The CRR determines the portion of customer deposits that banks must keep as a reserve with the central bank, while the SLR is a minimum percentage of deposits that banks have to maintain in the form of cash, gold or other securities.

Both traditional and Islamic banks have to maintain 4 per cent of cash as CRR. Traditional banks have to maintain 13 per cent of cash equivalent assets as SLR, while Islamic banks have to maintain only 5.5 per cent SLR, as per the central bank rules.

From the last month till this Sunday, the Bangladesh Bank had imposed a Tk 25 crore fine on these eight banks, said a senior official of the central bank seeking anonymity, adding that the eight lenders jointly faced the highest Tk 10,000 crore as CRR and SLR shortfalls in a single day.

Commenting on the eight banks, while unveiling the new monetary policy on Sunday, central bank Governor Abdur Rouf Talukder said, “We continuously met with those banks about the issue, and we gave them a deadline till September this year to improve their current situation.

“We imposed fines to the eight banks due to their CRR and SLR shortfall, but imposing fines is not our priority. We want to improve the financial health of such banks.”

Industry insiders said those banks are facing CRR and SLR shortfall due to their liquidity shortage created by a huge deposit withdrawal pressure in recent months. These lenders continue to take liquidity support from the central bank to cover the shortage.

Islami Bank Bangladesh, the largest private bank in the country, now faces severe liquidity shortage due to huge deposit withdrawal pressure in the recent period, after the bank’s loans irregularities came under media spotlight.

This bank already took a large amount of emergency liquidity support – Tk 8,000 crore – from the banking regulator on December 29 last year.

The Business Post correspondent tried to reach Islami Bank Managing Director and CEO Mohammed Monirul Moula over phone, but he could not be reached till the filling of the report.

However, a senior official of the central bank said, “When Islami bank faced a liquidity crisis, it impacted the other sharia-based banks as well because this bank is the largest lender for other sharia-based banks.

“As a result, apart from Islami Bank, Social Islami Bank, Union Bank, Global Islami Bank, and First Security Islami Bank are now facing CRR shortfall as well.”

Speaking to The Business Post, Social Islami Bank Managing Director and CEO Zafar Alam said, “We had faced a challenging period several months ago.

As a result, we fail to maintain the CRR and SLR sometimes.

“We will overcome this situation in the coming months, as our loans recovery from borrowers is better than the previous days.”

Of the eight banks, six are controlled by a Chittagong-based business group.

Bangladesh Commerce Bank, National Bank and ICB Islamic Bank, whose financial conditions are worsening day by day due to loans irregularities and scam, faces CRR and SLR shortfall.

National Bank was one of the reputed banks in the country only a few years ago, but now its financial condition has worsened.

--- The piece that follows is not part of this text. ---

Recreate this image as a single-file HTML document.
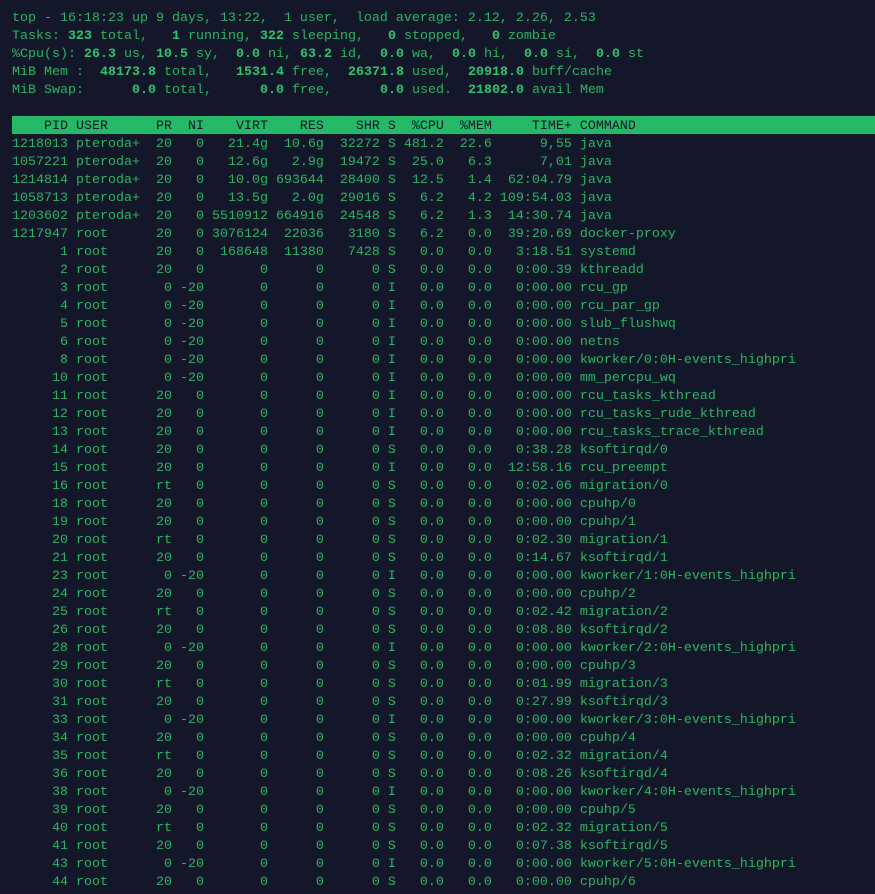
<!DOCTYPE html>
<html><head><meta charset="utf-8"><style>
html,body{margin:0;padding:0;background:#14172a;width:875px;height:894px;overflow:hidden;position:relative}
.bar{position:absolute;left:12px;top:116px;width:863px;height:18px;background:#25b866}
pre{position:relative;margin:0;padding:10px 0 0 12px;font-family:"Liberation Mono","DejaVu Sans Mono",monospace;font-size:13.33px;line-height:18px;color:#2bb463;white-space:pre}
b{color:#2fc46c}
.h{color:#14172a}
</style></head><body><div class="bar"></div><pre>top - 16:18:23 up 9 days, 13:22,  1 user,  load average: 2.12, 2.26, 2.53
Tasks: <b>323</b> total,   <b>1</b> running, <b>322</b> sleeping,   <b>0</b> stopped,   <b>0</b> zombie
%Cpu(s): <b>26.3</b> us, <b>10.5</b> sy,  <b>0.0</b> ni, <b>63.2</b> id,  <b>0.0</b> wa,  <b>0.0</b> hi,  <b>0.0</b> si,  <b>0.0</b> st
MiB Mem :  <b>48173.8</b> total,   <b>1531.4</b> free,  <b>26371.8</b> used,  <b>20918.0</b> buff/cache
MiB Swap:      <b>0.0</b> total,      <b>0.0</b> free,      <b>0.0</b> used.  <b>21802.0</b> avail Mem

<span class="h">    PID USER      PR  NI    VIRT    RES    SHR S  %CPU  %MEM     TIME+ COMMAND</span>
1218013 pteroda+  20   0   21.4g  10.6g  32272 S 481.2  22.6      9,55 java
1057221 pteroda+  20   0   12.6g   2.9g  19472 S  25.0   6.3      7,01 java
1214814 pteroda+  20   0   10.0g 693644  28400 S  12.5   1.4  62:04.79 java
1058713 pteroda+  20   0   13.5g   2.0g  29016 S   6.2   4.2 109:54.03 java
1203602 pteroda+  20   0 5510912 664916  24548 S   6.2   1.3  14:30.74 java
1217947 root      20   0 3076124  22036   3180 S   6.2   0.0  39:20.69 docker-proxy
      1 root      20   0  168648  11380   7428 S   0.0   0.0   3:18.51 systemd
      2 root      20   0       0      0      0 S   0.0   0.0   0:00.39 kthreadd
      3 root       0 -20       0      0      0 I   0.0   0.0   0:00.00 rcu_gp
      4 root       0 -20       0      0      0 I   0.0   0.0   0:00.00 rcu_par_gp
      5 root       0 -20       0      0      0 I   0.0   0.0   0:00.00 slub_flushwq
      6 root       0 -20       0      0      0 I   0.0   0.0   0:00.00 netns
      8 root       0 -20       0      0      0 I   0.0   0.0   0:00.00 kworker/0:0H-events_highpri
     10 root       0 -20       0      0      0 I   0.0   0.0   0:00.00 mm_percpu_wq
     11 root      20   0       0      0      0 I   0.0   0.0   0:00.00 rcu_tasks_kthread
     12 root      20   0       0      0      0 I   0.0   0.0   0:00.00 rcu_tasks_rude_kthread
     13 root      20   0       0      0      0 I   0.0   0.0   0:00.00 rcu_tasks_trace_kthread
     14 root      20   0       0      0      0 S   0.0   0.0   0:38.28 ksoftirqd/0
     15 root      20   0       0      0      0 I   0.0   0.0  12:58.16 rcu_preempt
     16 root      rt   0       0      0      0 S   0.0   0.0   0:02.06 migration/0
     18 root      20   0       0      0      0 S   0.0   0.0   0:00.00 cpuhp/0
     19 root      20   0       0      0      0 S   0.0   0.0   0:00.00 cpuhp/1
     20 root      rt   0       0      0      0 S   0.0   0.0   0:02.30 migration/1
     21 root      20   0       0      0      0 S   0.0   0.0   0:14.67 ksoftirqd/1
     23 root       0 -20       0      0      0 I   0.0   0.0   0:00.00 kworker/1:0H-events_highpri
     24 root      20   0       0      0      0 S   0.0   0.0   0:00.00 cpuhp/2
     25 root      rt   0       0      0      0 S   0.0   0.0   0:02.42 migration/2
     26 root      20   0       0      0      0 S   0.0   0.0   0:08.80 ksoftirqd/2
     28 root       0 -20       0      0      0 I   0.0   0.0   0:00.00 kworker/2:0H-events_highpri
     29 root      20   0       0      0      0 S   0.0   0.0   0:00.00 cpuhp/3
     30 root      rt   0       0      0      0 S   0.0   0.0   0:01.99 migration/3
     31 root      20   0       0      0      0 S   0.0   0.0   0:27.99 ksoftirqd/3
     33 root       0 -20       0      0      0 I   0.0   0.0   0:00.00 kworker/3:0H-events_highpri
     34 root      20   0       0      0      0 S   0.0   0.0   0:00.00 cpuhp/4
     35 root      rt   0       0      0      0 S   0.0   0.0   0:02.32 migration/4
     36 root      20   0       0      0      0 S   0.0   0.0   0:08.26 ksoftirqd/4
     38 root       0 -20       0      0      0 I   0.0   0.0   0:00.00 kworker/4:0H-events_highpri
     39 root      20   0       0      0      0 S   0.0   0.0   0:00.00 cpuhp/5
     40 root      rt   0       0      0      0 S   0.0   0.0   0:02.32 migration/5
     41 root      20   0       0      0      0 S   0.0   0.0   0:07.38 ksoftirqd/5
     43 root       0 -20       0      0      0 I   0.0   0.0   0:00.00 kworker/5:0H-events_highpri
     44 root      20   0       0      0      0 S   0.0   0.0   0:00.00 cpuhp/6
</pre></body></html>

The bank incurred a big loss of Tk 3,260 crore in 2022, as per its financial data.

The bank’s Managing Director and CEO Md Mehmood Husain said, “Last year, the bank faced some deposit withdrawal pressure due to the adverse reporting by the media. After that, some rumours in the social media impacted the depositors’ trust

“The bank has failed to control the deposit withdrawal pressure. We have no problem in maintaining CRR, but we are failing to maintain SLR with the central bank. The forex crises and slow recovery from borrowers had negatively impacted the bank’s liquidity as well.”

The bank faced around Tk17 crore as fine by the central bank due to the shortfall of SLR from last year till date.

AB Mirza Azizul Islam, former adviser to the caretaker government, said, “When banks’ defaulted loans increase, it impacts that bank’s liquidity. It is an indication of distrust of banks and the depositor’s money is at risk.

“The government and the central bank will have to take strict action against those involved in loan fraud and irregularities.”